FUTURE OF WIND TURBINES

To ensure future growth of the U.S. wind industry, the Energy Department’s Wind Program works with industry partners to improve the reliability and efficiency of wind turbine technology, while also reducing costs. The program’s research efforts have helped to increase the average capacity factor (a measure of power plant productivity) from 22 percent for wind turbines installed before 1998 to more than 32 percent for turbines installed between 2006 and 2012. Wind energy costs have been reduced from more than 55 cents per kilowatt-hour (kWh) in 1980 to under 6 cents/kWh today in areas with good wind resources.

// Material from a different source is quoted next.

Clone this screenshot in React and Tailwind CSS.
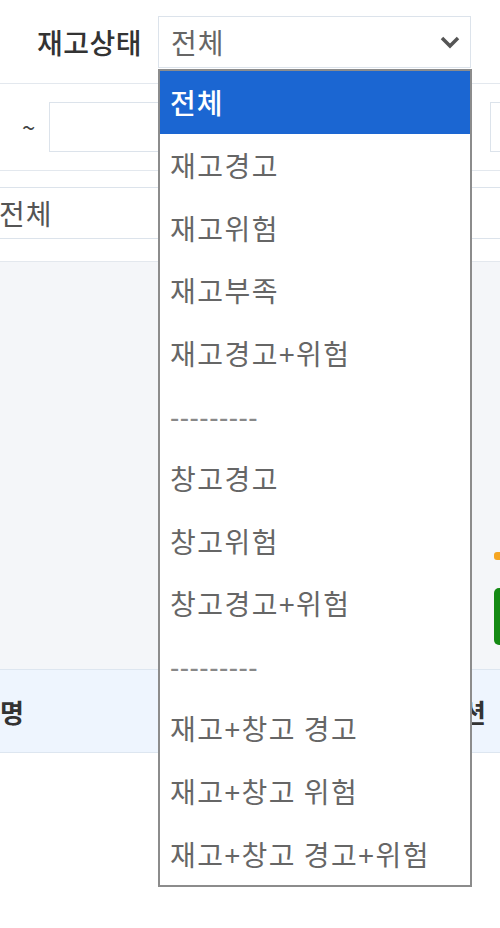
import React from 'react';

const options = [
  '전체',
  '재고경고',
  '재고위험',
  '재고부족',
  '재고경고+위험',
  '---------',
  '창고경고',
  '창고위험',
  '창고경고+위험',
  '---------',
  '재고+창고 경고',
  '재고+창고 위험',
  '재고+창고 경고+위험',
];

const font = { fontFamily: '"Noto Sans CJK KR", "Noto Sans", sans-serif' };

export default function App() {
  return (
    <div className="relative w-[500px] h-[928px] overflow-hidden bg-white" style={font}>
      {/* status filter row */}
      <div className="h-[84px] flex items-center border-b border-[#e3e8ee]">
        <span className="ml-[37px] w-[121px] text-[28px] font-medium text-[#333] tracking-[0.5px]">재고상태</span>
        <div className="w-[313px] h-[52px] border border-[#dce3eb] flex items-center justify-between px-[12px]">
          <span className="text-[28px] text-[#666] tracking-[1px]">전체</span>
          <svg width="22" height="14" viewBox="0 0 22 14" className="mr-[-3px]">
            <polyline points="3,3 11,11 19,3" fill="none" stroke="#555" strokeWidth="3.5" />
          </svg>
        </div>
      </div>

      {/* date row */}
      <div className="h-[87px] flex items-center border-b border-[#e3e8ee]">
        <span className="ml-[22px] text-[24px] text-[#444] w-[27px]">~</span>
        <div className="w-[200px] h-[50px] border border-[#dce3eb]" />
        <div className="ml-auto mr-[-20px] w-[30px] h-[50px] border border-[#dce3eb]" />
      </div>

      {/* select row */}
      <div className="h-[91px] pt-[16px] flex gap-[8px] border-b border-[#e3e8ee] ml-[-12px] mr-[-30px]">
        <div className="flex-1 h-[52px] border border-[#dce3eb] flex items-center px-[10px]">
          <span className="text-[28px] text-[#555] tracking-[1px]">전체</span>
        </div>
        <div className="w-[100px] h-[52px] border border-[#dce3eb] flex items-center">
          <span className="ml-[-18px] text-[28px] text-[#555] tracking-[1px]">전체</span>
        </div>
      </div>

      {/* gray summary area */}
      <div className="h-[407px] bg-[#f4f6f9] flex flex-col items-end pt-[290px]">
        <div className="w-[6px] h-[8px] bg-[#f5a623] rounded-l-[3px]" />
        <div className="mt-[28px] w-[6px] h-[57px] bg-[#148a14] rounded-l-[5px]" />
      </div>

      {/* table header */}
      <div className="h-[84px] bg-[#eef5fe] border-y border-[#dde6f0] flex items-center justify-between">
        <span className="ml-0 text-[26px] font-bold text-[#333]">명</span>
        <span className="mr-[14px] text-[26px] font-bold text-[#333]">션</span>
      </div>

      {/* open dropdown list */}
      <div className="absolute left-[158px] top-[69px] w-[314px] h-[818px] bg-white border-2 border-[#8c8c8c] flex flex-col">
        {options.map((opt, i) => (
          <div
            key={i}
            className={
              i === 0
                ? 'h-[62.7px] flex items-center px-[10px] bg-[#1b66d2] text-white text-[28px] font-medium tracking-[1px]'
                : opt.startsWith('-')
                ? 'h-[62.7px] flex items-center px-[10px] text-[#888] text-[26px] font-medium tracking-[0.5px]'
                : 'h-[62.7px] flex items-center px-[10px] text-[#666] text-[28px] tracking-[1.5px]'
            }
          >
            {opt}
          </div>
        ))}
      </div>
    </div>
  );
}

Wind turbines offer a unique opportunity to harness energy in areas where our country's populations need it most. This includes offshore wind's potential to provide power to population centers near coastlines, and land-based wind's ability to deliver electricity to rural communities with few other local sources of low carbon power.

The Energy Department continues working to deploy wind power in new areas on land and at sea and ensuring the stable, secure integration of this power into our nation's electrical grid.